**What you will do**
Lines containing the word "components" need to be counted. Please reply with how many there are, and nothing else.

^^^^

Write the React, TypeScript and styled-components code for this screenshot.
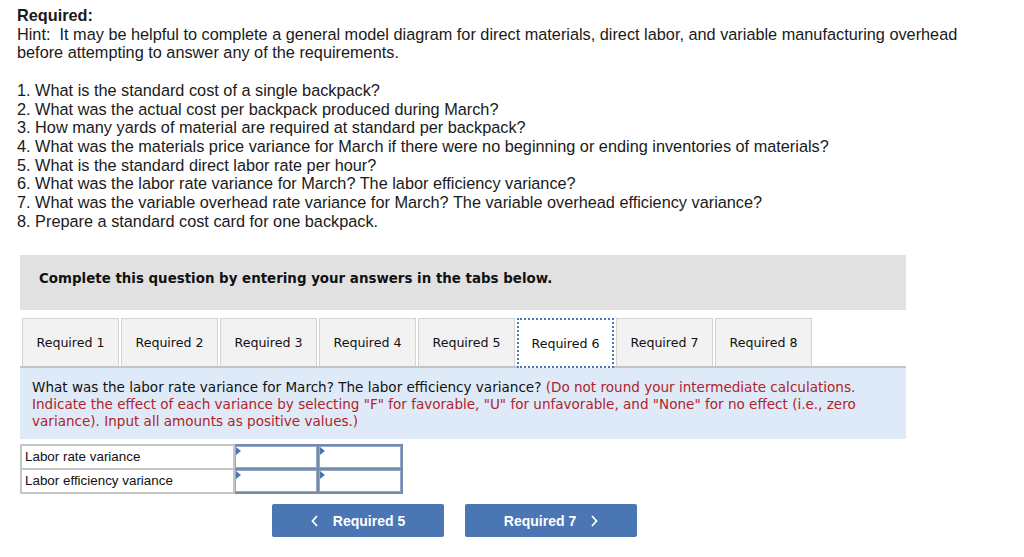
import React from 'react';
import styled, { createGlobalStyle } from 'styled-components';

const Global = createGlobalStyle`
  body {
    margin: 0;
    background: #ffffff;
    color: #1a1a1a;
  }
`;

const Page = styled.div`
  padding: 6px 0 0 17px;
  width: 1024px;
  box-sizing: border-box;
`;

const Intro = styled.div`
  font-family: 'Liberation Sans', Arial, sans-serif;
  font-size: 16.3px;
  line-height: 18.7px;
  color: #1a1a1a;
  width: 955px;
`;

const Heading = styled.div`
  font-weight: 700;
`;

const List = styled.div`
  margin-top: 18.7px;
`;

const Panel = styled.div`
  margin: 25px 0 0 3px;
  width: 886px;
`;

const Banner = styled.div`
  background: #e1e1e1;
  height: 55px;
  display: flex;
  align-items: center;
  padding: 0 19px 8px;
  box-sizing: border-box;
  font-family: 'DejaVu Sans', Verdana, sans-serif;
  font-weight: 700;
  font-size: 13.4px;
  color: #111;
`;

const Tabs = styled.div`
  display: flex;
  gap: 2px;
  margin-top: 8px;
  padding-left: 2px;
  border-bottom: 2px solid #c4c4c4;
`;

const Tab = styled.div<{ $active?: boolean }>`
  width: 97px;
  box-sizing: border-box;
  display: flex;
  align-items: center;
  justify-content: center;
  font-family: 'DejaVu Sans', Verdana, sans-serif;
  font-size: 12.6px;
  color: #111;
  background: ${(p) => (p.$active ? '#ffffff' : '#f2f2f2')};
  border: ${(p) => (p.$active ? '2px dotted #4a76b4' : '1px solid #d3d3d3')};
  border-bottom: ${(p) => (p.$active ? '2px dotted #4a76b4' : 'none')};
  margin-bottom: ${(p) => (p.$active ? '-2px' : '0')};
  height: ${(p) => (p.$active ? '50px' : '48px')};
`;

const Question = styled.div`
  background: #deeaf7;
  padding: 11px 12px 10px 12px;
  font-family: 'DejaVu Sans', Verdana, sans-serif;
  font-size: 13.55px;
  line-height: 16.6px;
  color: #111;
`;

const Note = styled.span`
  color: #b1232a;
`;

const Table = styled.table`
  margin-top: 5px;
  border-collapse: collapse;
  font-family: 'Liberation Sans', Arial, sans-serif;
  font-size: 13.4px;
  line-height: 16px;
  color: #111;
`;

const LabelCell = styled.td`
  width: 205px;
  height: 22px;
  padding: 0 3px;
  border: 2px solid #c6c6c6;
`;

const InputCell = styled.td`
  position: relative;
  width: 82px;
  height: 22px;
  padding: 0;
  border: 2px solid #7a8aa3;
  box-shadow: inset 0 0 0 1px #8fa9d0;
  background: #fff;
`;

const Flag = styled.span`
  position: absolute;
  left: 1px;
  top: 1px;
  width: 0;
  height: 0;
  border-top: 4px solid transparent;
  border-bottom: 4px solid transparent;
  border-left: 5px solid #4a76b4;
`;

const Nav = styled.div`
  display: flex;
  gap: 21px;
  margin: 10px 0 0 252px;
`;

const NavButton = styled.div`
  width: 172px;
  height: 33px;
  background: #4a76b4;
  border-radius: 2px;
  display: flex;
  align-items: center;
  justify-content: center;
  gap: 14px;
  color: #fff;
  font-family: 'Liberation Sans', Arial, sans-serif;
  font-weight: 700;
  font-size: 14px;
`;

const Chevron = ({ dir }: { dir: 'left' | 'right' }) => (
  <svg width="8" height="12" viewBox="0 0 8 12">
    <path
      d={dir === 'left' ? 'M6 1 L1.5 6 L6 11' : 'M2 1 L6.5 6 L2 11'}
      fill="none"
      stroke="#fff"
      strokeWidth="1.8"
    />
  </svg>
);

const questions = [
  '1. What is the standard cost of a single backpack?',
  '2. What was the actual cost per backpack produced during March?',
  '3. How many yards of material are required at standard per backpack?',
  '4. What was the materials price variance for March if there were no beginning or ending inventories of materials?',
  '5. What is the standard direct labor rate per hour?',
  '6. What was the labor rate variance for March? The labor efficiency variance?',
  '7. What was the variable overhead rate variance for March? The variable overhead efficiency variance?',
  '8. Prepare a standard cost card for one backpack.',
];

const rows = ['Labor rate variance', 'Labor efficiency variance'];

export default function App() {
  return (
    <>
      <Global />
      <Page>
        <Intro>
          <Heading>Required:</Heading>
          <div>
            Hint:&nbsp; It may be helpful to complete a general model diagram for direct materials, direct labor, and
            variable manufacturing overhead before attempting to answer any of the requirements.
          </div>
          <List>
            {questions.map((q) => (
              <div key={q}>{q}</div>
            ))}
          </List>
        </Intro>
        <Panel>
          <Banner>Complete this question by entering your answers in the tabs below.</Banner>
          <Tabs>
            {[1, 2, 3, 4, 5, 6, 7, 8].map((n) => (
              <Tab key={n} $active={n === 6}>
                Required {n}
              </Tab>
            ))}
          </Tabs>
          <Question>
            What was the labor rate variance for March? The labor efficiency variance?{' '}
            <Note>
              (Do not round your intermediate calculations. Indicate the effect of each variance by selecting "F" for
              favorable, "U" for unfavorable, and "None" for no effect (i.e., zero variance). Input all amounts as
              positive values.)
            </Note>
          </Question>
          <Table>
            <tbody>
              {rows.map((r) => (
                <tr key={r}>
                  <LabelCell>{r}</LabelCell>
                  <InputCell>
                    <Flag />
                  </InputCell>
                  <InputCell>
                    <Flag />
                  </InputCell>
                </tr>
              ))}
            </tbody>
          </Table>
          <Nav>
            <NavButton>
              <Chevron dir="left" />
              Required 5
            </NavButton>
            <NavButton>
              Required 7
              <Chevron dir="right" />
            </NavButton>
          </Nav>
        </Panel>
      </Page>
    </>
  );
}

^^^^

**Answer to the task**
2